● Data shown
----

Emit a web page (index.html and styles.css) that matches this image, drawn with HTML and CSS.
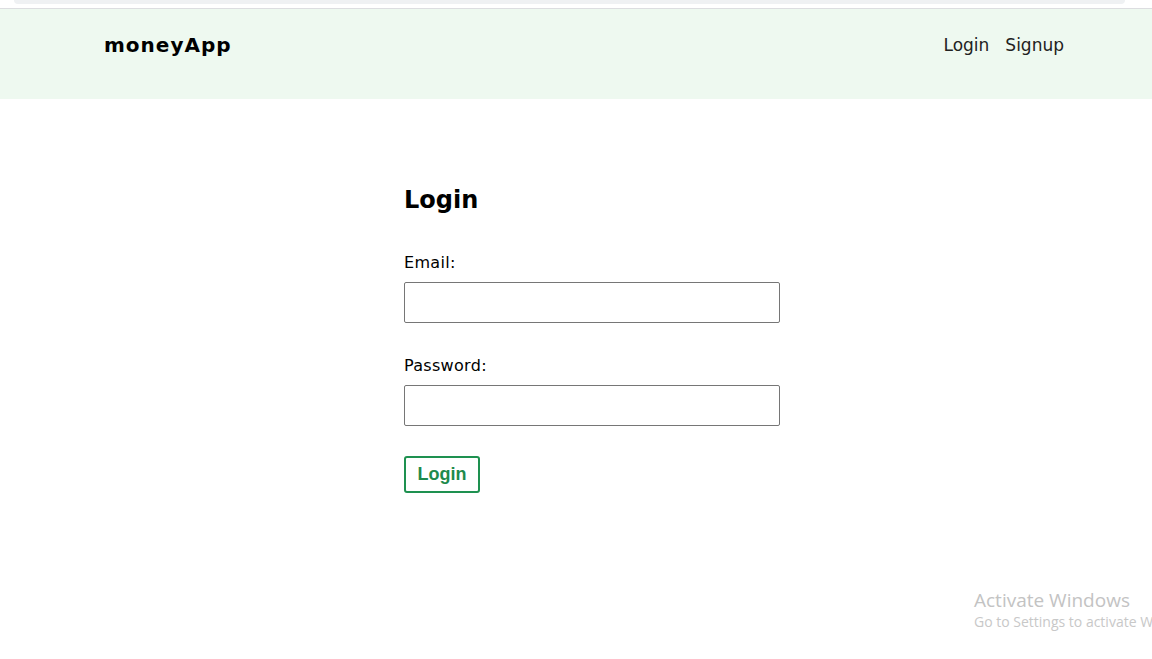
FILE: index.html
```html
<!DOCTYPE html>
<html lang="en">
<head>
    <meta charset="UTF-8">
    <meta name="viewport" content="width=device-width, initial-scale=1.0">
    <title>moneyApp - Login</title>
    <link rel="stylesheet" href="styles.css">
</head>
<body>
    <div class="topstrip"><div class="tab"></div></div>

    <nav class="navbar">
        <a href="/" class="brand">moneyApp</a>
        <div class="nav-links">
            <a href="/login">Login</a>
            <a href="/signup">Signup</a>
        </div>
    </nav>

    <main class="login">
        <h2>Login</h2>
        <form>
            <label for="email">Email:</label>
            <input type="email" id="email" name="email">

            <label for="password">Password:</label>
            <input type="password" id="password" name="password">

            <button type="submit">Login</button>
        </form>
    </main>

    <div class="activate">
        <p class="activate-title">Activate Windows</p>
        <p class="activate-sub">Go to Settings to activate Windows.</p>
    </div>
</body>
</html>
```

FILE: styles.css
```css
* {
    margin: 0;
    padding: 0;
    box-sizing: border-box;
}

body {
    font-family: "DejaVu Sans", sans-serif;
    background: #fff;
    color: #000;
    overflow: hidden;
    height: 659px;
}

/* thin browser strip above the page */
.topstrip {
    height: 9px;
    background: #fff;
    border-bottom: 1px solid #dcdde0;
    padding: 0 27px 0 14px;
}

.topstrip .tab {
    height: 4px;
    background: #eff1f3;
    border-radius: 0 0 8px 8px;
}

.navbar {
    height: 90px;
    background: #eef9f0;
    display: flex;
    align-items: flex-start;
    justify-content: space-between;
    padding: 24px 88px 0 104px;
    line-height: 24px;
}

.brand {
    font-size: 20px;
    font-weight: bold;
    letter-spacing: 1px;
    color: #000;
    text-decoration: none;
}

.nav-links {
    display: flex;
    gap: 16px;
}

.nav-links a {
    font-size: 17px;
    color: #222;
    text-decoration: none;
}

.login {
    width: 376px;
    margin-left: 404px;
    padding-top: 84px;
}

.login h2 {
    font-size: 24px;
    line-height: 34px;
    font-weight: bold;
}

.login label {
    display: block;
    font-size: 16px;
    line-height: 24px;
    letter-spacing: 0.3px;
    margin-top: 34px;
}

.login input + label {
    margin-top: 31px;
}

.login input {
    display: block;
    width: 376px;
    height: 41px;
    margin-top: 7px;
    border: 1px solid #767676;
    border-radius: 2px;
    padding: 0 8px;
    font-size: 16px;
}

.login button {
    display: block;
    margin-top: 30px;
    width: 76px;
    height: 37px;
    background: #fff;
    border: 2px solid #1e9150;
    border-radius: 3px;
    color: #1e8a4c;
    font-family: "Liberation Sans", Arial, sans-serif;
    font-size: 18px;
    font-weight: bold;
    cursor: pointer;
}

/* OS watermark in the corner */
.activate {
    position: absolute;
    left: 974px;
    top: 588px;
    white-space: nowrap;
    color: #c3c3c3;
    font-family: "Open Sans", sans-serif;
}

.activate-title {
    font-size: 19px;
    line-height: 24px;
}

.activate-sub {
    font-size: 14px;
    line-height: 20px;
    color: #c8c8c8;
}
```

----

● What is required
Every line of the data above should be quoted exactly. Omit the pictures.

● Complete answer
Emit a web page (index.html and styles.css) that matches this image, drawn with HTML and CSS.
FILE: index.html
```html
<!DOCTYPE html>
<html lang="en">
<head>
    <meta charset="UTF-8">
    <meta name="viewport" content="width=device-width, initial-scale=1.0">
    <title>moneyApp - Login</title>
    <link rel="stylesheet" href="styles.css">
</head>
<body>
    <div class="topstrip"><div class="tab"></div></div>

    <nav class="navbar">
        <a href="/" class="brand">moneyApp</a>
        <div class="nav-links">
            <a href="/login">Login</a>
            <a href="/signup">Signup</a>
        </div>
    </nav>

    <main class="login">
        <h2>Login</h2>
        <form>
            <label for="email">Email:</label>
            <input type="email" id="email" name="email">

            <label for="password">Password:</label>
            <input type="password" id="password" name="password">

            <button type="submit">Login</button>
        </form>
    </main>

    <div class="activate">
        <p class="activate-title">Activate Windows</p>
        <p class="activate-sub">Go to Settings to activate Windows.</p>
    </div>
</body>
</html>
```

FILE: styles.css
```css
* {
    margin: 0;
    padding: 0;
    box-sizing: border-box;
}

body {
    font-family: "DejaVu Sans", sans-serif;
    background: #fff;
    color: #000;
    overflow: hidden;
    height: 659px;
}

/* thin browser strip above the page */
.topstrip {
    height: 9px;
    background: #fff;
    border-bottom: 1px solid #dcdde0;
    padding: 0 27px 0 14px;
}

.topstrip .tab {
    height: 4px;
    background: #eff1f3;
    border-radius: 0 0 8px 8px;
}

.navbar {
    height: 90px;
    background: #eef9f0;
    display: flex;
    align-items: flex-start;
    justify-content: space-between;
    padding: 24px 88px 0 104px;
    line-height: 24px;
}

.brand {
    font-size: 20px;
    font-weight: bold;
    letter-spacing: 1px;
    color: #000;
    text-decoration: none;
}

.nav-links {
    display: flex;
    gap: 16px;
}

.nav-links a {
    font-size: 17px;
    color: #222;
    text-decoration: none;
}

.login {
    width: 376px;
    margin-left: 404px;
    padding-top: 84px;
}

.login h2 {
    font-size: 24px;
    line-height: 34px;
    font-weight: bold;
}

.login label {
    display: block;
    font-size: 16px;
    line-height: 24px;
    letter-spacing: 0.3px;
    margin-top: 34px;
}

.login input + label {
    margin-top: 31px;
}

.login input {
    display: block;
    width: 376px;
    height: 41px;
    margin-top: 7px;
    border: 1px solid #767676;
    border-radius: 2px;
    padding: 0 8px;
    font-size: 16px;
}

.login button {
    display: block;
    margin-top: 30px;
    width: 76px;
    height: 37px;
    background: #fff;
    border: 2px solid #1e9150;
    border-radius: 3px;
    color: #1e8a4c;
    font-family: "Liberation Sans", Arial, sans-serif;
    font-size: 18px;
    font-weight: bold;
    cursor: pointer;
}

/* OS watermark in the corner */
.activate {
    position: absolute;
    left: 974px;
    top: 588px;
    white-space: nowrap;
    color: #c3c3c3;
    font-family: "Open Sans", sans-serif;
}

.activate-title {
    font-size: 19px;
    line-height: 24px;
}

.activate-sub {
    font-size: 14px;
    line-height: 20px;
    color: #c8c8c8;
}
```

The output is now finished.